The last of the big hitters is David Hare, whose “Gethsemane” will preem early in 2009. Hytner remains tight-lipped as to Hare’s subject matter. Its helmer, though, is NT associate Howard Davies, who previously directed premieres of Hare’s “The Secret Rapture,” “The Breath of Life” and “My Zinc Bed.”

Meanwhile, as Hare is staging the transfer of Vanessa Redgrave in Joan Didion‘s “The Year of Magical Thinking,” Davies will be busy with another new play. “Her Naked Skin,” set amid the suffragette movement, is not only the first play in the Olivier from Rebecca Lenkiewicz (who had a 2004 hit in the smaller Cottesloe with the emotionally eloquent “The Night Season”), it’s the first commissioned play in that theater to be penned by a woman.

The National’s considerably more impressive track record with female directors will continue with Marianne Elliott helming Simon Stephens‘ new “Harper Regan” and Samuel Adamson‘s “Mrs. Affleck,” an adaptation of Ibsen’s “Little Eyolf.” Melly Still, meanwhile, will follow up “Coram Boy” by directing Rory Kinnear in the Jacobean classic “The Revenger’s Tragedy.”

Other National Theater stalwarts include Katie Mitchell re-teaming with shooting star Ben Whishaw for a production based on Dostoevsky’s “The Idiot” and, in 2009, Deborah Warner directing Fiona Shaw in “Mother Courage.”

Nontraditional theater is also on tap. U.K. dance sensation Akram Khan and Juliette Binoche will co-direct and perform an as-yet-untitled work in September. A month later, Lloyd Newson and his company DV8 will use documentary interviews, dance, text, animation and film in “To Be Straight With You,” examining intolerance, religion and sexuality.
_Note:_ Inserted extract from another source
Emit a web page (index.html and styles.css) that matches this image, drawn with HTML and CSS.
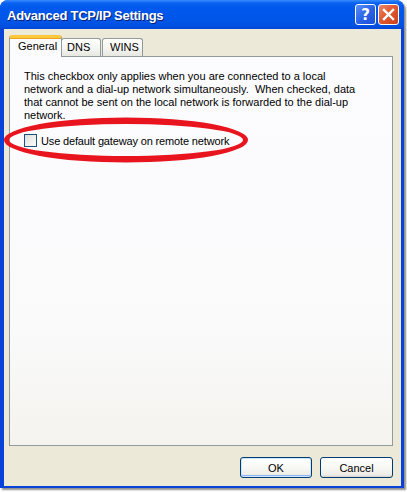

The ambition of that program — and it’s only the highlights of a year that also sees a rare revival of Tom Stoppard and Andre Previn’s “Every Good Boy Derves Favour” for actors and full orchestra — can only be achieved through Arts Council subsidy.

Hytner’s theater is one of the 75% of arts organizations in line to receive an above-inflation funding uplift of 2.7%. The U.K. press is awash with anger about the funding crisis facing the other 25% of Arts Council clients. As Hytner pointed out, if the appeals lodged this week by the companies under threat prove successful, orgs like his could find themselves in the absurd position of facing a cut after all.

Hytner upheld the right of a funding body to make cuts to encourage the growth of new companies, but had no hesitation in deploring the incoherence and lack of peer assessment in the adjudication process, labeling the situation “a terrible mess.”

He criticized the devolvement of handing off decision-making to smaller regional offices.

“Cuts were made separately with widely differing sets of criteria,” explained the National a.d. “From the organization that says funding is all about strategy, this is a strategic catastrophe.”